DIRECTIONS: How many lines in the entries below contain "React"? Answer with the number only.

[Recorded data]

···

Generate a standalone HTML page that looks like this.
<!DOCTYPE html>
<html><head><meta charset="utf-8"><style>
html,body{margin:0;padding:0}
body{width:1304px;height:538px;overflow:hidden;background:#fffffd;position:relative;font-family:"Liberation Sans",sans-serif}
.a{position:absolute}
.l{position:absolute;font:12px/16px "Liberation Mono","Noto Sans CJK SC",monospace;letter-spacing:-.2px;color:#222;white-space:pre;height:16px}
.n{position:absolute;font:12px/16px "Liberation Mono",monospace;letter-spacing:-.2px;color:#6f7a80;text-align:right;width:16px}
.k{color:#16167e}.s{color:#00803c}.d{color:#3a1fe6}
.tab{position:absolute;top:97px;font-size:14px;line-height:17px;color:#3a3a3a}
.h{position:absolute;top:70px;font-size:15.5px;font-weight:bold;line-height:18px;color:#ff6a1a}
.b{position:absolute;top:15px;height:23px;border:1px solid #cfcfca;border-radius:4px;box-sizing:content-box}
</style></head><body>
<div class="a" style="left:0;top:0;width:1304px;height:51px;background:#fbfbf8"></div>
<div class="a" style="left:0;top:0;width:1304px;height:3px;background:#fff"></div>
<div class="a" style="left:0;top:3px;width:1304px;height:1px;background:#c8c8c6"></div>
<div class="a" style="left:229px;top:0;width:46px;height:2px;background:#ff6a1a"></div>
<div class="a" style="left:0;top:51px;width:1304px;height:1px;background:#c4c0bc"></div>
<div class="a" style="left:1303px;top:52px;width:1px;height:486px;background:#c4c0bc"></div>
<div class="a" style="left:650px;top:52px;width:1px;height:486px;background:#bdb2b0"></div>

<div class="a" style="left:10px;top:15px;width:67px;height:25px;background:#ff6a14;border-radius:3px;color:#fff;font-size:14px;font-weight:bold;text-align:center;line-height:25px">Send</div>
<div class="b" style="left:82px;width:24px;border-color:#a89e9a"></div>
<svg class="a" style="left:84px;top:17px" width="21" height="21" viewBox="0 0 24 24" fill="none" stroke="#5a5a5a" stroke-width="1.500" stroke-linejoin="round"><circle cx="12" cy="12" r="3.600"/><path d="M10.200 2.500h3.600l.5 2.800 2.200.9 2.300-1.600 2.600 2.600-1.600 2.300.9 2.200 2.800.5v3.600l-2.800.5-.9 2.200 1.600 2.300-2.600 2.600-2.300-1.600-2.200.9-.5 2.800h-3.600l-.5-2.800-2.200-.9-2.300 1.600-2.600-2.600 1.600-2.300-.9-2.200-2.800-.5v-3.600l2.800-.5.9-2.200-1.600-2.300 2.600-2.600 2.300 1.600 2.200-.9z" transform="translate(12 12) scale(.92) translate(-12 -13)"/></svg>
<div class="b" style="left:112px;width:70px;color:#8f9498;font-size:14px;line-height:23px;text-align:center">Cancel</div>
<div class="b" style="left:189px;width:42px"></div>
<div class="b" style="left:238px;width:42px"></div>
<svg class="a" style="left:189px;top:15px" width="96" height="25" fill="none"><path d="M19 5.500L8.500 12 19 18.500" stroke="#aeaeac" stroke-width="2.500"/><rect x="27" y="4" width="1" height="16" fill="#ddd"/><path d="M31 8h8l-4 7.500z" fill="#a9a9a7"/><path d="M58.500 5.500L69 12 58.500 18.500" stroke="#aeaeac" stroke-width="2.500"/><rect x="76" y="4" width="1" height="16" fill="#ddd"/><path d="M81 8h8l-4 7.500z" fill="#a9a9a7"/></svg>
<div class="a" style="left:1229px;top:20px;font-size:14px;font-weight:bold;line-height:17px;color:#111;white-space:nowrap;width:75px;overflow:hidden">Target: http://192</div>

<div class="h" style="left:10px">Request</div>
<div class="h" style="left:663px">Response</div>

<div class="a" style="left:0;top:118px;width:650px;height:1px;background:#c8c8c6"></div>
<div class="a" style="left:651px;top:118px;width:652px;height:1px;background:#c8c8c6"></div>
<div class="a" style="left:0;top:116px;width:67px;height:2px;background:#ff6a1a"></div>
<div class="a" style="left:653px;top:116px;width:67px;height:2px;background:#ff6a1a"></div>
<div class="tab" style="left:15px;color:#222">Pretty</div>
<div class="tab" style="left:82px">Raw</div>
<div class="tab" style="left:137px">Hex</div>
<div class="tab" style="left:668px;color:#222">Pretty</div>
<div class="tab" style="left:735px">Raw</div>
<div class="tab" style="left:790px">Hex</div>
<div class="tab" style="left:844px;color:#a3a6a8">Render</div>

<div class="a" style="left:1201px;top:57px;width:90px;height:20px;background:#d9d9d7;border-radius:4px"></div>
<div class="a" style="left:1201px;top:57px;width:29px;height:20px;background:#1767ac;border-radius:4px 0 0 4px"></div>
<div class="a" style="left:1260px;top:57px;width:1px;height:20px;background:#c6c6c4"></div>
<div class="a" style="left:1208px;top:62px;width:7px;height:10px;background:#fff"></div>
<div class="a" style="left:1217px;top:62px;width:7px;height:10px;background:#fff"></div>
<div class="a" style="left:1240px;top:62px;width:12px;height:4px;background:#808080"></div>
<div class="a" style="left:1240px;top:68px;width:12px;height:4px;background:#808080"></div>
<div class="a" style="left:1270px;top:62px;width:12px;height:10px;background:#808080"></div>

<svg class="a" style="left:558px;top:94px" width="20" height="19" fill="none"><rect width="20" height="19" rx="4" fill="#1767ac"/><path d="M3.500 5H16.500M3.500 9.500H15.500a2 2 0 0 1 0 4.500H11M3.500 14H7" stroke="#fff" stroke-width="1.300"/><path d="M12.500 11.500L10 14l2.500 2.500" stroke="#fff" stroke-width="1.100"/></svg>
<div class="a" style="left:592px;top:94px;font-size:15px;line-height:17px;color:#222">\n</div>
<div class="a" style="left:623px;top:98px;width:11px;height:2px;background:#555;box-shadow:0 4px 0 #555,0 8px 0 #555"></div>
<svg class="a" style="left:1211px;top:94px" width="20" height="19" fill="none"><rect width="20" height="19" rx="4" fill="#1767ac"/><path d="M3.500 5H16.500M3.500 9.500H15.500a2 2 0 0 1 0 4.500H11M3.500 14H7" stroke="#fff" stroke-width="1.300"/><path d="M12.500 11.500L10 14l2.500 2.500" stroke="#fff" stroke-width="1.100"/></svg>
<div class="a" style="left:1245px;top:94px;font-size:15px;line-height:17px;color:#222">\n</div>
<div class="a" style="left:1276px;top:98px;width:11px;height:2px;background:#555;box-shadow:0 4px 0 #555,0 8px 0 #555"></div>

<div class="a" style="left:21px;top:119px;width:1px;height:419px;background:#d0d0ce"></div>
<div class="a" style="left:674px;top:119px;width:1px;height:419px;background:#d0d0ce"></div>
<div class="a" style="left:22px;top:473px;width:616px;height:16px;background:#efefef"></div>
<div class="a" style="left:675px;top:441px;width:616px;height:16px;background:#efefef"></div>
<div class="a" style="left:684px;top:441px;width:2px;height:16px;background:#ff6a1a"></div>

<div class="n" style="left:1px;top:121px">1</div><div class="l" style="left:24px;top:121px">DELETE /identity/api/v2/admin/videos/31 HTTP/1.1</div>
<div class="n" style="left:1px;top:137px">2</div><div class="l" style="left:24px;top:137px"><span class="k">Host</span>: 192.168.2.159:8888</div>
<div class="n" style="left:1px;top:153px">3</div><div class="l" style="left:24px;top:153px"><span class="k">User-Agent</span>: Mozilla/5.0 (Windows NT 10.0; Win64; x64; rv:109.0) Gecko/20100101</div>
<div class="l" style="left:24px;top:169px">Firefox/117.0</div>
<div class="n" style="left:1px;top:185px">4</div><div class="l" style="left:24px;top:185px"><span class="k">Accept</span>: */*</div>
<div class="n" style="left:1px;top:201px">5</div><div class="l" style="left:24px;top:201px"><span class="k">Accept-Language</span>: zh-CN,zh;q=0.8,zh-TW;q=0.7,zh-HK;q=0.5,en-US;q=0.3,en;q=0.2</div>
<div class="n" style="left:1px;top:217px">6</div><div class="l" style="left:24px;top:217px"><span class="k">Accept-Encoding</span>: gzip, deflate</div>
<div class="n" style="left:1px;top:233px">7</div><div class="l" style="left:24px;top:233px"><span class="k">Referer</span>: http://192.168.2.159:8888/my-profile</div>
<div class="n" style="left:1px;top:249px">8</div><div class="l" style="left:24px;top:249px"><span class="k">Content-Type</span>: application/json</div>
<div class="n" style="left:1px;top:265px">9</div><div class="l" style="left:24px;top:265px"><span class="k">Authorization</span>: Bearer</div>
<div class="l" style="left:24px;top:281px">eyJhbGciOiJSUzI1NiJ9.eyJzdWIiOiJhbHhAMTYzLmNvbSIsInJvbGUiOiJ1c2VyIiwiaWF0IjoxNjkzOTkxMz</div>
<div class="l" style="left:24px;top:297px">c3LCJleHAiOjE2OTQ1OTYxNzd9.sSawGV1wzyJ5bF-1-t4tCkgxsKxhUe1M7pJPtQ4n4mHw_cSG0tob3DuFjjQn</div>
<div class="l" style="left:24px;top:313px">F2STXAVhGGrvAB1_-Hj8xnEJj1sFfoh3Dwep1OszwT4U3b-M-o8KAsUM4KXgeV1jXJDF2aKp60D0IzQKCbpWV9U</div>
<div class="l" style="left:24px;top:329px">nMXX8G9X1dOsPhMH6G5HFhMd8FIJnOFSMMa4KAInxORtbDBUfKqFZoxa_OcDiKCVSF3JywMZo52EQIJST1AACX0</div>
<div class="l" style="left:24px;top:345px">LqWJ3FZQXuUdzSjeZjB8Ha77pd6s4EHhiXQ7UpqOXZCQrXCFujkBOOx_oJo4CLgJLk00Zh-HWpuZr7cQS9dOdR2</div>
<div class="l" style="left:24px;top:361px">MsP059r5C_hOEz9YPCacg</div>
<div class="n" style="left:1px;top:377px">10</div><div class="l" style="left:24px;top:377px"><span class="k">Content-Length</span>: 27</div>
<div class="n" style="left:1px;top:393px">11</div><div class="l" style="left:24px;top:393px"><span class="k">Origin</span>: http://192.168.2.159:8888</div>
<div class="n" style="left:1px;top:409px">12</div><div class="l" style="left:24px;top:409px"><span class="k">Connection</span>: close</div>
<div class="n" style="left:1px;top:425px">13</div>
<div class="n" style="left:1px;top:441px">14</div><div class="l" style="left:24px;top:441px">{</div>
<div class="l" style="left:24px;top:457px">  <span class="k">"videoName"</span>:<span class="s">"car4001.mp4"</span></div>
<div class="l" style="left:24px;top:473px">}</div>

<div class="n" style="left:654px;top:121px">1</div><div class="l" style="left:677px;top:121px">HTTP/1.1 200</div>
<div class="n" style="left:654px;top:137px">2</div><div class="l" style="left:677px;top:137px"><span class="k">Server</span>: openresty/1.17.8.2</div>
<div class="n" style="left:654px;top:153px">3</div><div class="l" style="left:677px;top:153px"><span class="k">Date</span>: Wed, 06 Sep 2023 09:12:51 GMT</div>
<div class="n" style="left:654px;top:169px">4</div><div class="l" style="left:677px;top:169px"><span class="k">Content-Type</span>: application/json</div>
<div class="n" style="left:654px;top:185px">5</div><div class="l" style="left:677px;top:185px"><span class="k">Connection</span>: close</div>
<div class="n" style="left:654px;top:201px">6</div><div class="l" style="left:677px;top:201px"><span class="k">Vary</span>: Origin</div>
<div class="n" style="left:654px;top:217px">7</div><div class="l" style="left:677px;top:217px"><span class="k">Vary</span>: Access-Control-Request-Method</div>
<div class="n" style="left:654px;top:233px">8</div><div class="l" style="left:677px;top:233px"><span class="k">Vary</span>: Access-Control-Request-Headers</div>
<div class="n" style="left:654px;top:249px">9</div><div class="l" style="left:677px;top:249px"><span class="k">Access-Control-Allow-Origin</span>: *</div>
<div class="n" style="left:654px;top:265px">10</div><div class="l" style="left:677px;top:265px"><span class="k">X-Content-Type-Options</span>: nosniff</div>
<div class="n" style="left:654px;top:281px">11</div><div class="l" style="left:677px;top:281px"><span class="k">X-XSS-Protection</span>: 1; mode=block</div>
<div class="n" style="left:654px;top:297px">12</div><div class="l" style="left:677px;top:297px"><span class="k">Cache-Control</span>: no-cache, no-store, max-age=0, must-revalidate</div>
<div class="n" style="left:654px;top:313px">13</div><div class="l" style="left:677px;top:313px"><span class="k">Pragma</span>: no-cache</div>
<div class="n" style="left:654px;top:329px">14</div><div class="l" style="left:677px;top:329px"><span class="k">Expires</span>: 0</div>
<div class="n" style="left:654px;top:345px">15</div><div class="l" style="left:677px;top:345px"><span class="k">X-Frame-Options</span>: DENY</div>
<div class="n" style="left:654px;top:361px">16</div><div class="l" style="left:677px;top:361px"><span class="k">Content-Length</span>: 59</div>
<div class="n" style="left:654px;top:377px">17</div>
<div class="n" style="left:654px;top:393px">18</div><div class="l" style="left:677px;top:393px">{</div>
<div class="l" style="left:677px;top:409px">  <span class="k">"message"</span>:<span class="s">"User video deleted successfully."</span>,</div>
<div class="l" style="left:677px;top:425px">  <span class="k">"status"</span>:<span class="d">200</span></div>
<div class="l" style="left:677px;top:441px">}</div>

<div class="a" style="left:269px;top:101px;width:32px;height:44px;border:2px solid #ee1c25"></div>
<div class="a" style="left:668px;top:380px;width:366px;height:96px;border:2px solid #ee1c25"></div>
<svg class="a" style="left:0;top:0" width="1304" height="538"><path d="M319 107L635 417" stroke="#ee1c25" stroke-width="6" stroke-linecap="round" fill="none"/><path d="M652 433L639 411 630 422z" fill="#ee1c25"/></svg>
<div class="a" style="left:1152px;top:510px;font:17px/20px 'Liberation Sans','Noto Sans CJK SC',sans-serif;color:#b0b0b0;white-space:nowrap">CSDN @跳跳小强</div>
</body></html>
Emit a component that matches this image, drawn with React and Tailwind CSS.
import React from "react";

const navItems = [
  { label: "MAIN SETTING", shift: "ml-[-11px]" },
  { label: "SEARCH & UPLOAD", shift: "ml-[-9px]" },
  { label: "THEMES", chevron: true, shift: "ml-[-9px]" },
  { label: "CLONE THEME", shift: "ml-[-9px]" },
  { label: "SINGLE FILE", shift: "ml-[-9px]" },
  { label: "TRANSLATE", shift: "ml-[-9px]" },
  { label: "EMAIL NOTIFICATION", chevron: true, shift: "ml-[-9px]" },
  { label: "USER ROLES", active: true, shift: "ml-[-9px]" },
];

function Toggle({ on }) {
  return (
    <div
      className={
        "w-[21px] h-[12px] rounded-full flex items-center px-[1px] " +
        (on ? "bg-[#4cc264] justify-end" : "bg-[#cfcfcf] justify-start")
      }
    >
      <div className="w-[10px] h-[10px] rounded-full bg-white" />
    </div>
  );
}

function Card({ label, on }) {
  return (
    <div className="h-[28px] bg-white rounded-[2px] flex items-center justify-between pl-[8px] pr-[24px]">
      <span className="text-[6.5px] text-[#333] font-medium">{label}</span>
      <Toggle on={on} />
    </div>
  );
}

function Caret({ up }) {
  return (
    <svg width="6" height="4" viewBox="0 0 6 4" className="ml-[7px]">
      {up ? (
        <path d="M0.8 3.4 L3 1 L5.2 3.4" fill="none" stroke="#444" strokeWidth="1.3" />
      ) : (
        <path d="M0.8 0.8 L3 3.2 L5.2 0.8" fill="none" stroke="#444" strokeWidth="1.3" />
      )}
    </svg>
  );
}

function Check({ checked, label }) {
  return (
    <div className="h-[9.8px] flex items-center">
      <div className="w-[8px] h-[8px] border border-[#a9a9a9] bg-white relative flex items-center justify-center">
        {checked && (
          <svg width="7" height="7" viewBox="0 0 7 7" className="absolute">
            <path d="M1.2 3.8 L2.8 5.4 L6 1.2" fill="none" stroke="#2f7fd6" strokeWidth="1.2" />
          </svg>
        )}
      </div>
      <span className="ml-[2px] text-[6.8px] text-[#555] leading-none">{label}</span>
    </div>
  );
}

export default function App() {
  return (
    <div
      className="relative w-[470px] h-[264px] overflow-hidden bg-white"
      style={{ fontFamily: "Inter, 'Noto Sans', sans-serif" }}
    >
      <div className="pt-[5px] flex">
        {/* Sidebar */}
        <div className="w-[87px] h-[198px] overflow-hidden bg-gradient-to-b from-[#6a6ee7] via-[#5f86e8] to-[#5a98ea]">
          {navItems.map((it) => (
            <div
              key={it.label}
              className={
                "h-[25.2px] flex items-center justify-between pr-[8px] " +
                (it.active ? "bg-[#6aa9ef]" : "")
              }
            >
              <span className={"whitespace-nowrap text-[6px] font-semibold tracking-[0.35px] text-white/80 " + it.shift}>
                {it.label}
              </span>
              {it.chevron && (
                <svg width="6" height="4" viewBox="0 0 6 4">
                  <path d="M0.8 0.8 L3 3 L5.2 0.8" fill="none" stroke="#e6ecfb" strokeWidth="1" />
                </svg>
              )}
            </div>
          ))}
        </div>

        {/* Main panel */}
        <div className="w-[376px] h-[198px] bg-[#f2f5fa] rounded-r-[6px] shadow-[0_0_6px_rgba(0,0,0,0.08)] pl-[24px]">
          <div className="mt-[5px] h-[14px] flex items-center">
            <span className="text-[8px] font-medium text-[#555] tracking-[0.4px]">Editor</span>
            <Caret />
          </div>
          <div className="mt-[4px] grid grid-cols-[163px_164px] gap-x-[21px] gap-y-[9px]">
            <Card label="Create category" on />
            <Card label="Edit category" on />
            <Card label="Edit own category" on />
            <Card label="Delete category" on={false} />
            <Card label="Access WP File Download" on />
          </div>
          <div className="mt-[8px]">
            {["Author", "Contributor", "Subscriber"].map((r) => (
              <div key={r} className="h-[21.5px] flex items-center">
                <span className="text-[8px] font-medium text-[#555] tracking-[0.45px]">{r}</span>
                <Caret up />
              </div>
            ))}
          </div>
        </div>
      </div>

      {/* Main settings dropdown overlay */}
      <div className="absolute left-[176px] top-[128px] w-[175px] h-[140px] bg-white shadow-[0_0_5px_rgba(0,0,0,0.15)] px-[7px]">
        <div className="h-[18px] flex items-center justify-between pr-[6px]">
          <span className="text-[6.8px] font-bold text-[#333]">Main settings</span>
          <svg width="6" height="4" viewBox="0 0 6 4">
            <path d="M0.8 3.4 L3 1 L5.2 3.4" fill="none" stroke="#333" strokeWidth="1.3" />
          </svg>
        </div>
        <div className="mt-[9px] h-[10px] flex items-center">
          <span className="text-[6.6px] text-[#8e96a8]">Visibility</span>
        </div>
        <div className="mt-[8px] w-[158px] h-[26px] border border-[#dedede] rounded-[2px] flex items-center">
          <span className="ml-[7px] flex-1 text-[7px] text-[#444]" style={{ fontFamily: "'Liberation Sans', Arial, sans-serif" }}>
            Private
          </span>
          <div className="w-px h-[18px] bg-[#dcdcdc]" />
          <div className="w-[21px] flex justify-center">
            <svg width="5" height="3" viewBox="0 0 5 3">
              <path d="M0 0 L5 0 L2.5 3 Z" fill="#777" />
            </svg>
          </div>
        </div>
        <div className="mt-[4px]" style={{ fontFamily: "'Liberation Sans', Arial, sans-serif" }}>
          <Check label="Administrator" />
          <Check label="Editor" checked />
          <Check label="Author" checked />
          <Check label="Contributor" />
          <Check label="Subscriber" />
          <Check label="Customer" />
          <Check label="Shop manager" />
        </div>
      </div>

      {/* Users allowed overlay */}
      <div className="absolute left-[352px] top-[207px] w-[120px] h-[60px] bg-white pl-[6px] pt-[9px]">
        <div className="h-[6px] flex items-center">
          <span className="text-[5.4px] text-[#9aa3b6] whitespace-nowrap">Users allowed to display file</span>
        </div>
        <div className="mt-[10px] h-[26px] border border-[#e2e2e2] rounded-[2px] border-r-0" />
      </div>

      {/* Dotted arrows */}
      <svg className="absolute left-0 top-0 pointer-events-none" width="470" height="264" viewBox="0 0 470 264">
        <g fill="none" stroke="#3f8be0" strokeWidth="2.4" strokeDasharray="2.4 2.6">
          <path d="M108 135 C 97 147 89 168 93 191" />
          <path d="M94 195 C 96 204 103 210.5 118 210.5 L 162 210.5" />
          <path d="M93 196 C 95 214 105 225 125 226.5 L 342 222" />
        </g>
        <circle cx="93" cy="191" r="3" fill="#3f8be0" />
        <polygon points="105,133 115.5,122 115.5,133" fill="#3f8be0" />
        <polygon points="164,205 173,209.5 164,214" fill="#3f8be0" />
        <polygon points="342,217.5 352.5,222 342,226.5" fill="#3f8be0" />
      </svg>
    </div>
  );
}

···

REPLY: 2